Monday, January 30, 2012

What is Yoga?

What is “Yoga” and why is it so popular?

Yoga is about your Self. It understandably, if regrettably, suffers from the accusation or the possibility that it can be or be seen to be vanity or self-preoccupation. Understood more deeply, however, it is the need to be more in touch with one’s true Self, or inner Being.

Let’s start at the fitness center and work our way inwards. At the fitness center yoga differs from exercise in that it is slower, more deliberate, and calming. It unites therefore one’s physical self (through movement) with self-awareness. Now, most people are so restless and so reactive that they don’t even want to be calm and self-aware. So the popularity of yoga even in such an environment signals that there are many people who are willing to be more in touch with themselves, even if they need the excuse of exercise to do it.

Moving to yoga studios we see the same impulse accelerated towards the goal of self-awareness, even if but slightly. At yoga studios the teacher might chant “Aum” or do other things that are suggestive of a spiritual context and a metaphysical reality.

At Ananda, and of course many other places and teachers, this spiritual component is not at all hidden, even if the value of the hatha yoga movements (“postures”) is upper most and given priority.

So, where is this going and what is “yoga?” Why is it so popular?  Think of the image of a yoga posture. Any posture: standing, sitting, forward bend, twist, upper bend….it doesn’t matter. It signifies an individual striking a pose that suggests a state of mind with something greater than him(her) self. It’s a pose, literally; like being in a tableau and being a statue, a mime, and an actor (actress).  It symbolizes the willingness to enter into or to identify oneself with something greater than oneself. It represents the individual who offers herself into a greater reality.
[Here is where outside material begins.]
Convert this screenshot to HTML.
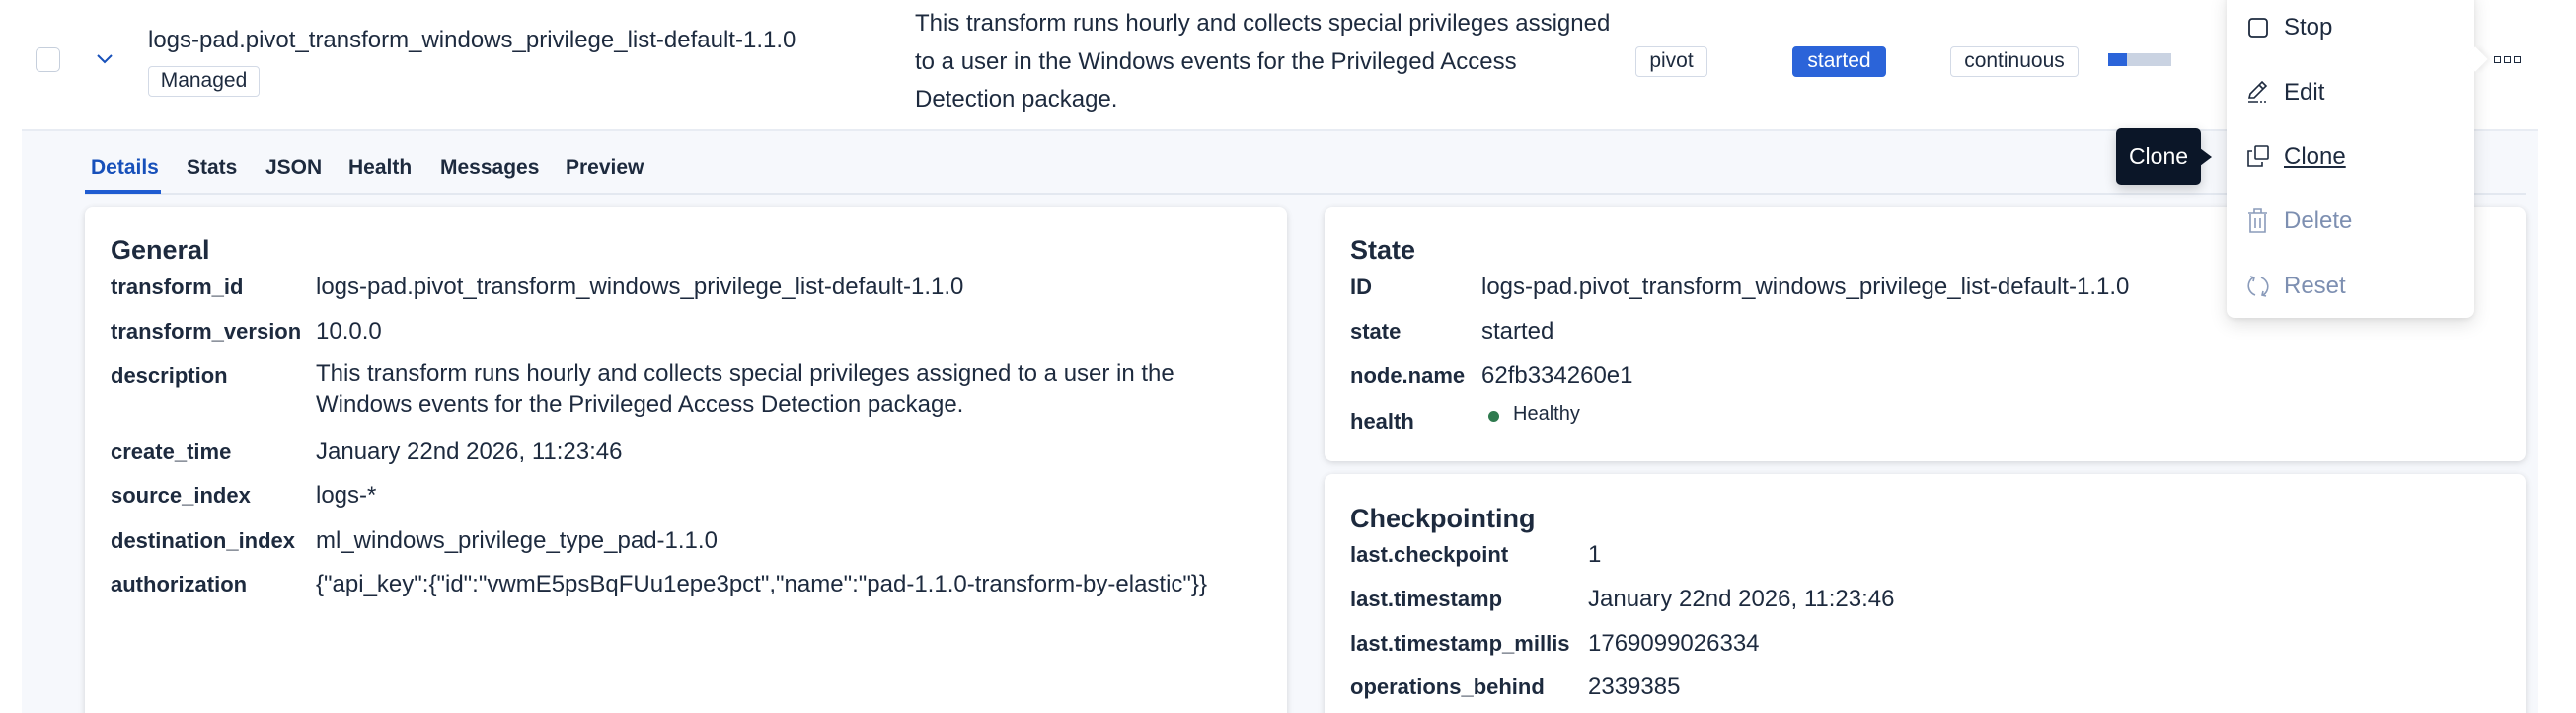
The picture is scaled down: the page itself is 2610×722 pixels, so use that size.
<!DOCTYPE html>
<html style="width:2610px;height:722px;overflow:hidden"><head><meta charset="utf-8">
<style>
*{box-sizing:border-box;margin:0;padding:0}
body{width:2610px;height:722px;overflow:hidden;background:#fff;font-family:"Liberation Sans",Arial,sans-serif;color:#1d2a3e;position:relative;font-size:24px}
.a{position:absolute;white-space:nowrap}
.badge{position:absolute;border:1.5px solid #d3dae6;border-radius:4px;background:#fff;font-size:21px;height:31px;line-height:28px;text-align:center;color:#1d2a3e}
.grey{position:absolute;left:22px;top:131px;width:2549px;height:591px;background:#f6f8fc;border-top:2px solid #e8ecf3}
.card{position:absolute;background:#fff;border-radius:8px;box-shadow:0 1px 6px rgba(0,0,0,.10),0 3px 10px rgba(0,0,0,.05)}
.h{font-weight:bold;font-size:27px}
.l{font-weight:bold;font-size:22px;margin-top:1px}
.tab{position:absolute;top:158px;font-size:21px;font-weight:bold}
.mi{position:absolute;left:2314px;font-size:24px;transform:translateY(-50%)}
</style></head><body>

<div class="a" style="left:36px;top:48px;width:25px;height:25px;border:1.5px solid #c6cfdc;border-radius:5px"></div>
<svg class="a" style="left:96px;top:52px" width="20" height="16" viewBox="0 0 20 16"><path d="M3 4 L10 11 L17 4" fill="none" stroke="#1750ba" stroke-width="2"/></svg>
<div class="a" style="left:150px;top:27px">logs-pad.pivot_transform_windows_privilege_list-default-1.1.0</div>
<div class="badge" style="left:150px;top:67px;width:113px">Managed</div>
<div class="a" style="left:927px;top:5px;line-height:38.5px">This transform runs hourly and collects special privileges assigned<br>to a user in the Windows events for the Privileged Access<br>Detection package.</div>
<div class="badge" style="left:1657px;top:47px;width:73px">pivot</div>
<div class="badge" style="left:1816px;top:47px;width:95px;background:#2b64d9;border-color:#2b64d9;color:#fff">started</div>
<div class="badge" style="left:1976px;top:47px;width:130px">continuous</div>
<div class="a" style="left:2136px;top:54px;width:64px;height:13px;background:#cad3e2"><div style="width:19px;height:13px;background:#2b64d9"></div></div>
<div class="a" style="left:2527px;top:57px;width:7px;height:7px;border:1.5px solid #1d2a3e"></div>
<div class="a" style="left:2537px;top:57px;width:7px;height:7px;border:1.5px solid #1d2a3e"></div>
<div class="a" style="left:2547px;top:57px;width:7px;height:7px;border:1.5px solid #1d2a3e"></div>

<div class="grey"></div>
<div class="tab" style="left:92px;color:#1750ba">Details</div>
<div class="tab" style="left:189px">Stats</div>
<div class="tab" style="left:269px">JSON</div>
<div class="tab" style="left:353px">Health</div>
<div class="tab" style="left:446px">Messages</div>
<div class="tab" style="left:573px">Preview</div>
<div class="a" style="left:86px;top:195px;width:2473px;height:2px;background:#e3e8f0"></div>
<div class="a" style="left:86px;top:192px;width:77px;height:4px;background:#1f5cd1"></div>

<div class="card" style="left:86px;top:210px;width:1218px;height:530px"></div>
<div class="a h" style="left:112px;top:238px">General</div>
<div class="a l" style="left:112px;top:277px">transform_id</div><div class="a" style="left:320px;top:277px">logs-pad.pivot_transform_windows_privilege_list-default-1.1.0</div>
<div class="a l" style="left:112px;top:322px">transform_version</div><div class="a" style="left:320px;top:322px">10.0.0</div>
<div class="a l" style="left:112px;top:367px">description</div><div class="a" style="left:320px;top:363px;line-height:31px">This transform runs hourly and collects special privileges assigned to a user in the<br>Windows events for the Privileged Access Detection package.</div>
<div class="a l" style="left:112px;top:444px">create_time</div><div class="a" style="left:320px;top:444px">January 22nd 2026, 11:23:46</div>
<div class="a l" style="left:112px;top:488px">source_index</div><div class="a" style="left:320px;top:488px">logs-*</div>
<div class="a l" style="left:112px;top:534px">destination_index</div><div class="a" style="left:320px;top:534px">ml_windows_privilege_type_pad-1.1.0</div>
<div class="a l" style="left:112px;top:578px">authorization</div><div class="a" style="left:320px;top:578px">{"api_key":{"id":"vwmE5psBqFUu1epe3pct","name":"pad-1.1.0-transform-by-elastic"}}</div>

<div class="card" style="left:1342px;top:210px;width:1217px;height:257px"></div>
<div class="a h" style="left:1368px;top:238px">State</div>
<div class="a l" style="left:1368px;top:277px">ID</div><div class="a" style="left:1501px;top:277px">logs-pad.pivot_transform_windows_privilege_list-default-1.1.0</div>
<div class="a l" style="left:1368px;top:322px">state</div><div class="a" style="left:1501px;top:322px">started</div>
<div class="a l" style="left:1368px;top:367px">node.name</div><div class="a" style="left:1501px;top:367px">62fb334260e1</div>
<div class="a l" style="left:1368px;top:413px">health</div>
<div class="a" style="left:1508px;top:416px;width:11px;height:11px;border-radius:50%;background:#2f7a4f"></div>
<div class="a" style="left:1533px;top:408px;font-size:20px">Healthy</div>

<div class="card" style="left:1342px;top:480px;width:1217px;height:260px"></div>
<div class="a h" style="left:1368px;top:510px">Checkpointing</div>
<div class="a l" style="left:1368px;top:548px">last.checkpoint</div><div class="a" style="left:1609px;top:548px">1</div>
<div class="a l" style="left:1368px;top:593px">last.timestamp</div><div class="a" style="left:1609px;top:593px">January 22nd 2026, 11:23:46</div>
<div class="a l" style="left:1368px;top:638px">last.timestamp_millis</div><div class="a" style="left:1609px;top:638px">1769099026334</div>
<div class="a l" style="left:1368px;top:682px">operations_behind</div><div class="a" style="left:1609px;top:682px">2339385</div>

<div class="a" style="left:2144px;top:130px;width:86px;height:57px;background:#0b1628;border-radius:5px;color:#fff;font-size:23px;line-height:57px;text-align:center;box-shadow:0 4px 12px rgba(0,0,0,.2)">Clone</div>
<div class="a" style="left:2229px;top:150px;width:0;height:0;border-top:9px solid transparent;border-bottom:9px solid transparent;border-left:12px solid #0b1628"></div>

<div class="a" style="left:2256px;top:-10px;width:251px;height:332px;background:#fff;border-radius:8px;box-shadow:0 6px 18px rgba(0,0,0,.12),0 2px 5px rgba(0,0,0,.06)"></div>
<div class="a" style="left:2499px;top:51px;width:18px;height:18px;background:#fff;transform:rotate(45deg);box-shadow:3px -3px 5px rgba(0,0,0,.05)"></div>
<svg class="a" style="left:2276px;top:16px" width="26" height="26" viewBox="0 0 26 26"><rect x="3" y="3" width="18" height="18" rx="3" fill="none" stroke="#1d2a3e" stroke-width="1.8"/></svg>
<div class="mi" style="top:28px">Stop</div>
<svg class="a" style="left:2276px;top:80px" width="26" height="26" viewBox="0 0 26 26"><path d="M3 19 L4 15 L16 3 L20 7 L8 19 Z M13 6 L17 10" fill="none" stroke="#1d2a3e" stroke-width="1.6"/><path d="M2 23 H12 M14 23 H16 M18 23 H20" stroke="#1d2a3e" stroke-width="1.6"/></svg>
<div class="mi" style="top:94px">Edit</div>
<svg class="a" style="left:2276px;top:146px" width="26" height="26" viewBox="0 0 26 26"><rect x="9" y="2" width="13" height="13" rx="1" fill="none" stroke="#1d2a3e" stroke-width="1.6"/><path d="M6 7 H2 V22 H16 V18" fill="none" stroke="#1d2a3e" stroke-width="1.6"/></svg>
<div class="mi" style="top:159px;text-decoration:underline">Clone</div>
<svg class="a" style="left:2276px;top:210px" width="26" height="28" viewBox="0 0 26 28"><path d="M4 7 V25 H19 V7 M2 6 H21 M8 6 V2 H15 V6 M9 11 V21 M14 11 V21" fill="none" stroke="#8a9bba" stroke-width="1.6"/></svg>
<div class="mi" style="top:224px;color:#7d8fb1">Delete</div>
<svg class="a" style="left:2276px;top:277px" width="26" height="26" viewBox="0 0 26 26"><path d="M7 4 A10 10 0 0 0 9 22 M17 22 A10 10 0 0 0 15 4 M4 3 L8 4 L7 8 M20 23 L16 22 L17 18" fill="none" stroke="#8a9bba" stroke-width="1.6"/></svg>
<div class="mi" style="top:290px;color:#7d8fb1">Reset</div>
</body></html>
Let’s put aside for the moment the celebrity yoga teachers, the beautiful people in the tights and spandex, and look at the millions who practice yoga. Think now, too, of the most used image of one in sitting pose, essentially, therefore, meditation. For there is a deeper-than-conscious understanding that true yoga is meditation, not just movement.

Yoga is the affirmation that “we are One.” It doesn’t require a theology; it doesn’t necessarily demand an explanation, though plenty are available, and history is replete with scriptural treatises on the subject. The sense of connection with all life, the feeling of contentment and love, and the surrender of ego into the Self-existent state of Being speaks for itself.